Los niños del Barrio Alto recuerdan la figura de Pepe ‘el de Encarna la Caira’, que para ganarse unas pesetas tuvo la feliz idea de montar un pequeño taller en la habitación de entrada a su casa, en la calle Real. El negocio estaba cerca del cine Monumental y en la parte trasera tenía una cuadra donde la familia del mecánico criaba las mulas que todos los años por feria trabajaban en las corridas de toros. El taller del hijo de la Caira estaba siempre abierto y aunque fuera de noche te atendía. Tocabas en la puerta y allí salía el artista a dejarte la bici como nueva.



Otras veces, sobre todo en verano, cuando íbamos a la playa nos pasábamos por el garaje de Trino, que siempre tenía una bomba de aire a mano y que unos años después fue el primero que tuvo una bomba a presión, un auténtico lujo que nos permitía inflar las ruedas sin esfuerzo, en apenas unos segundos. 



Tan célebre como Pepe el del Barrio Alto fue Pepe el de la Almedina, toda una institución en su barrio por el tiempo que estuvo en activo y porque el oficio era para él una vocación. Pasó su vida en bicicleta y se ganó el pan con ellas. Siempre contaba que con doce años, se dedicaba al estraperlo de harina y legumbres. Iba con sus amigos a los pueblos del Andarax y compraban a bajo precio las mercancías que luego vendían a las estraperlistas de la calle Juan Lirola. 



A su padre le hubiera gustado que estudiara una carrera, pero el niño estaba obsesionado con las bicis y se pasaba el día sobre el sillín, sólo le faltaba aprender a dormir encima. Viendo que no tenía remedio, el padre optó por alquilar un portal en la calle de La Almedina y montarle un taller para que se ganara la vida con lo que más le apasionaba, arreglando bicicletas. No era una mala salida en unos tiempos en los que la bicicleta era el vehículo más utilizado en la ciudad. Nada más que arreglando pinchazos, que los cobraba a una peseta y cincuenta céntimos, sacaba para comer todos los días. A veces, pasaba el pescadero con la rueda pinchada y si no tenía dinero para pagarle el trabajo, le daba unos kilos de jureles.

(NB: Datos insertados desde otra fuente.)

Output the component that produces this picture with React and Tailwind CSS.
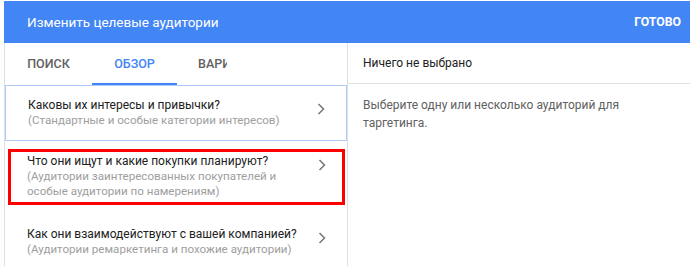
import React from "react";

function Chevron() {
  return (
    <svg width="8" height="12" viewBox="0 0 8 12" className="shrink-0 mt-[5px]">
      <polyline points="1.5,1 6.5,6 1.5,11" fill="none" stroke="#757575" strokeWidth="1.5" />
    </svg>
  );
}

function Item({ title, sub, className = "py-3", children }) {
  return (
    <div className={`relative flex items-start pl-[22px] pr-[21px] ${className}`}>
      <div className="flex-1 leading-[15px]">
        <div className="text-[12px] text-[#212121]">{title}</div>
        <div className="text-[11.6px] text-[#9e9e9e]">{sub}</div>
      </div>
      <Chevron />
      {children}
    </div>
  );
}

export default function App() {
  return (
    <div className="w-[690px] h-[266px] overflow-hidden bg-white pl-[4px] pt-px font-['Roboto',sans-serif]">
      <div className="h-[42px] bg-[#4285f4] flex items-center justify-between pl-[23px] pr-[9px] text-white">
        <span className="text-[13.5px]">Изменить целевые аудитории</span>
        <span className="text-[12.3px] font-bold">ГОТОВО</span>
      </div>
      <div className="flex h-[223px]">
        <div className="w-[344px] border-l border-r border-[#e0e0e0] flex flex-col">
          <div className="h-[42px] w-[222px] overflow-hidden flex shrink-0">
            <div className="w-[87px] shrink-0 flex items-center justify-center text-[12.5px] font-medium text-[#616161]">ПОИСК</div>
            <div className="w-[85px] shrink-0 flex items-center justify-center text-[12.5px] font-medium text-[#4285f4] border-b-2 border-[#4285f4] pt-[2px]">ОБЗОР</div>
            <div className="shrink-0 flex items-center pl-[21px] text-[12.5px] font-medium text-[#616161] whitespace-nowrap">ВАРИ</div>
          </div>
          <Item
            className="py-3 border border-[#aecbfa]"
            title="Каковы их интересы и привычки?"
            sub="(Стандартные и особые категории интересов)"
          />
          <Item
            className="pt-[13px] pb-[16px]"
            title="Что они ищут и какие покупки планируют?"
            sub={<>(Аудитории заинтересованных покупателей и<br />особые аудитории по намерениям)</>}
          >
            <div className="absolute left-[3px] right-[2px] top-[8px] h-[56px] border-[3px] border-[#ff0000] pointer-events-none" />
          </Item>
          <Item
            className="pt-[12px] pb-3"
            title="Как они взаимодействуют с вашей компанией?"
            sub="(Аудитории ремаркетинга и похожие аудитории)"
          />
        </div>
        <div className="flex-1 flex flex-col">
          <div className="h-[41px] border-b border-[#e0e0e0] flex items-center pl-[15px] text-[12px] text-[#212121]">
            Ничего не выбрано
          </div>
          <div className="pl-[15px] pr-[50px] pt-[12px] text-[12px] leading-[18px] text-[#616161]">
            Выберите одну или несколько аудиторий для таргетинга.
          </div>
        </div>
      </div>
    </div>
  );
}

El taller de Pepe París se fue convirtiendo en uno de los negocios de referencia del barrio. En medio siglo de existencia, siempre estuvo en el mismo sitio, en un destartalado y sombrío portal de una vieja vivienda que hacía esquina con la calle Descanso. Fue uno de los mejores mecánicos de su época. Su prestigio le permitió hacer algunos trabajos extras, como montar las bicicletas que por Reyes llegaba a la Casa Ciclista de Mateos, la tienda más acreditada de la ciudad, por donde generaciones de niños hemos pasado, aunque sólo fuera para mirar con la boca abierta las partidas de bicicletas que colgaban del techo. 


El taller de Pepe París formó parte de ese entramado comercial que se desarrolló en la calle de La Almedina en los años cincuenta. Casi todas las casas tenían en la planta baja algún negocio. Fue célebre la fontanería de Escámez, al lado de la habitación donde hacían guantes los hermanos González, boxeadores de la época; allí estaba también la droguería de don Victoriano Flores, la heladería de la Violeta, el bar Casa Juan, donde hacían los churros madrileños, el quiosco de Juanico el caca, que era un portal donde vendía tebeos y golosinas, la panadería de doña Rosa, que tenía un portalón en la calle Narváez donde entraban los carros  cargados de leña para el horno. 


De todos aquellos comercios que coincidieron con el taller de Pepe París sólo ha resistido al paso de los años el estanco de Antonio Abad, que aún sigue abierto.